(原 光訳 2000年、沖積舎)
ダンテの「神曲 地獄」編 第9歌(カッコ内は筆子、その14)
◯すると答えた、「ここにはあらゆる宗派の異端の長(かしら)が、追随者たちとともにゐて、信じられぬほど多くのものが、これらの墓に詰込まれてゐるのだ。
似たもの同士が一緒に埋葬されてゐて、墓の熱さには強弱がある。」さう言つて師は右手に向ひ、わたしらは苦悶と高い城壁の間を進んでいつた。(ここまで前回)
ダンテの「神曲 地獄」編 第10歌(カッコ内は筆子、その1)
◯いまやこの都市(まち)の城壁と苦悶の間の秘密の小路(こみち)を、師と師の背後のわたしは進んでいく。
「おお、異端の圏(かこい)をぐるりと導く、至高の徳よ、」とわたしは口を切つた、「よろしければ、わたしに話してわたしの切望を叶へて下さい。
これらの墓の中に横はつてゐるものたちは、見られるのですか?すでにすべての蓋が持ち上げられてゐて、いかなるものも見張つてゐませんが。」(つづく)

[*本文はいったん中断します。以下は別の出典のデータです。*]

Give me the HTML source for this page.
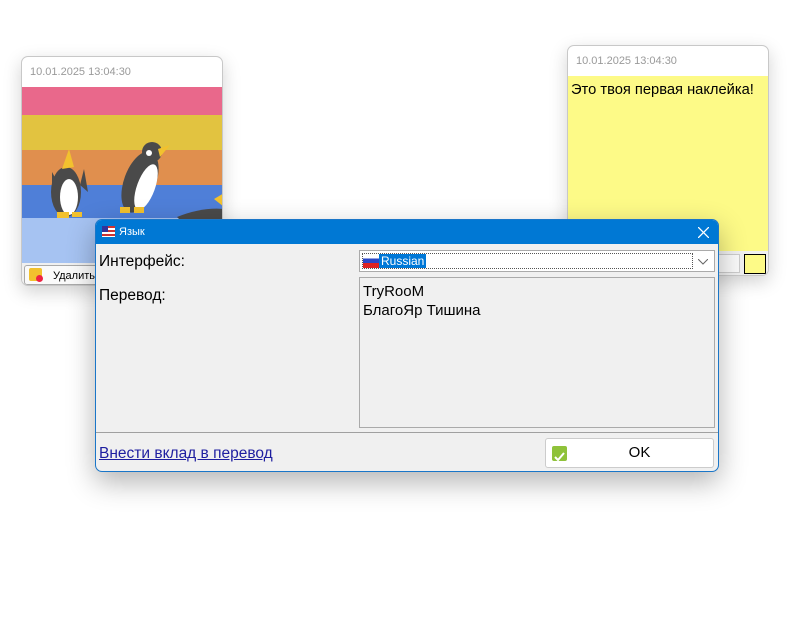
<!DOCTYPE html>
<html><head><meta charset="utf-8"><style>
*{margin:0;padding:0;box-sizing:border-box}
body{width:791px;height:617px;background:#fff;position:relative;overflow:hidden;font-family:"Liberation Sans","DejaVu Sans",sans-serif}
.abs{position:absolute}
.note{position:absolute;border:1px solid #c8c8c8;border-radius:7px;overflow:hidden;box-shadow:0 6px 18px rgba(0,0,0,.18);background:#fff}
.hdr{height:30px;font-size:11px;color:#9a9a9a;padding:9px 0 0 8px}
</style></head><body>
<div class="note" style="left:21px;top:56px;width:202px;height:230px">
 <div class="hdr">10.01.2025 13:04:30</div>
 <div style="height:28px;background:#e9688b"></div>
 <div style="height:35px;background:#e2c340"></div>
 <div style="height:35px;background:#e08f4e"></div>
 <div style="height:33px;background:#4f7fd8"></div>
 <div style="height:45px;background:#a6c3f2"></div>
 <svg class="abs" style="left:0;top:0" width="202" height="230">
  <path d="M30 115 L38 130 L30 140Z M62 112 L58 128 L66 135Z" fill="#4a4a4a"/>
  <ellipse cx="44" cy="135" rx="15" ry="25" fill="#4a4a4a"/><ellipse cx="47" cy="140" rx="9" ry="18" fill="#fff"/>
  <path d="M40 112 L47 92 L52 110Z" fill="#f2c12e"/>
  <ellipse cx="118" cy="125" rx="16" ry="32" fill="#4a4a4a" transform="rotate(20 118 125)"/><ellipse cx="124" cy="130" rx="9" ry="24" fill="#fff" transform="rotate(20 124 130)"/>
  <circle cx="130" cy="95" r="10" fill="#4a4a4a"/><circle cx="127" cy="96" r="3" fill="#fff"/><path d="M136 92 L148 88 L138 100Z" fill="#f2c12e"/>
  <path d="M98 150h10v6h-10zM112 150h10v6h-10zM35 155h12v6H35zM50 155h10v5H50z" fill="#f2c12e"/>
  <path d="M155 160 Q180 150 202 152 L202 165 L160 165Z" fill="#4a4a4a"/><path d="M192 142 L202 136 L202 150Z" fill="#f2c12e"/>
 </svg>
 <div class="abs" style="left:0;top:206px;width:202px;height:24px;background:#f0f0f0"></div>
 <div class="abs" style="left:2px;top:208px;width:90px;height:20px;border:1px solid #aaa;border-radius:3px;background:#fafafa;font-size:11px;padding:4px 0 0 28px">Удалить</div>
 <div class="abs" style="left:7px;top:211px;width:13px;height:13px;background:#f2c12e;border-radius:2px"></div>
 <div class="abs" style="left:14px;top:218px;width:7px;height:7px;background:#e24;border-radius:50%"></div>
</div>
<div class="note" style="left:567px;top:45px;width:202px;height:231px">
 <div class="hdr">10.01.2025 13:04:30</div>
 <div style="height:175px;background:#fdfa87;font-size:14.7px;padding:6px 0 0 3px;color:#000">Это твоя первая наклейка!</div>
 <div style="height:26px;background:#f0f0f0;position:relative">
  <div class="abs" style="left:140px;top:3px;width:32px;height:19px;border:1px solid #ccc;background:#fafafa;font-size:11px;color:#888;padding:3px 0 0 2px">я</div>
  <div class="abs" style="left:176px;top:3px;width:22px;height:20px;border:1px solid #000;background:#fdfa87"></div>
 </div>
</div>
<div class="abs" style="left:95px;top:219px;width:624px;height:253px;border:1px solid #1a76c8;border-radius:7px;overflow:hidden;background:#f0f0f0;box-shadow:0 10px 28px rgba(0,0,0,.3)">
 <div style="height:24px;background:#0078d4;position:relative;color:#fff;font-size:11px;padding:6px 0 0 23px">Язык
  <div class="abs" style="left:6px;top:6px;width:13px;height:11px;background:repeating-linear-gradient(#c33 0 2px,#fff 2px 4px)"><div style="width:6px;height:6px;background:#339"></div></div>
  <svg class="abs" style="left:602px;top:7px" width="11" height="11"><path d="M0 0L11 11M11 0L0 11" stroke="#fff" stroke-width="1.3"/></svg>
 </div>
 <div class="abs" style="left:3px;top:33px;font-size:15.5px">Интерфейс:</div>
 <div class="abs" style="left:3px;top:67px;font-size:15.5px">Перевод:</div>
 <div class="abs" style="left:263px;top:30px;width:356px;height:22px;border:1px solid #aaa;background:#fff">
  <div class="abs" style="left:2px;top:2px;width:331px;height:16px;border:1px dotted #555"></div>
  <div class="abs" style="left:3px;top:3px;width:16px;height:14px;background:linear-gradient(#fff 0 33%,#2a47c8 33% 66%,#d22 66%)"></div>
  <div class="abs" style="left:19px;top:3px;height:14px;background:#0078d7;color:#fff;font-size:12px;padding:0 2px;line-height:14px">Russian</div>
  <svg class="abs" style="left:338px;top:8px" width="10" height="6"><path d="M0 0L5 5L10 0" fill="none" stroke="#666"/></svg>
 </div>
 <div class="abs" style="left:263px;top:57px;width:356px;height:151px;border:1px solid #aaa;background:#f0f0f0;font-size:15px;line-height:19px;padding:4px 0 0 3px">TryRooM<br>БлагоЯр Тишина</div>
 <div class="abs" style="left:0;top:212px;width:624px;height:1px;background:#a0a0a0"></div>
 <div class="abs" style="left:3px;top:225px;font-size:15.5px;text-decoration:underline;color:#1e1ea0">Внести вклад в перевод</div>
 <div class="abs" style="left:449px;top:218px;width:169px;height:30px;border:1px solid #ccc;border-radius:3px;background:#fff;font-size:15px;text-align:center;line-height:28px;padding-left:20px">OK
  <div class="abs" style="left:6px;top:7px;width:15px;height:15px;background:#8fc23a;border-radius:2px"><svg width="15" height="15"><path d="M3 8L6 11L12 4" fill="none" stroke="#fff" stroke-width="2"/></svg></div>
 </div>
</div>
</body></html>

◯2015年5月17日は、今年の第二十主日。日聖協の「聖書愛読こよみ」は、申命記7章6~11節、その7節である。「主が心を引かれてあなたたちを選ばれたのは、あなたたちが他のどの民よりも数が多かったからではない。あなたたちは他のどの民よりも貧弱であった。」という。宝の民と呼ばれるイスラエルの民は「貧弱であった」が、神の愛によって選ばれた。神の前で誇らないためである。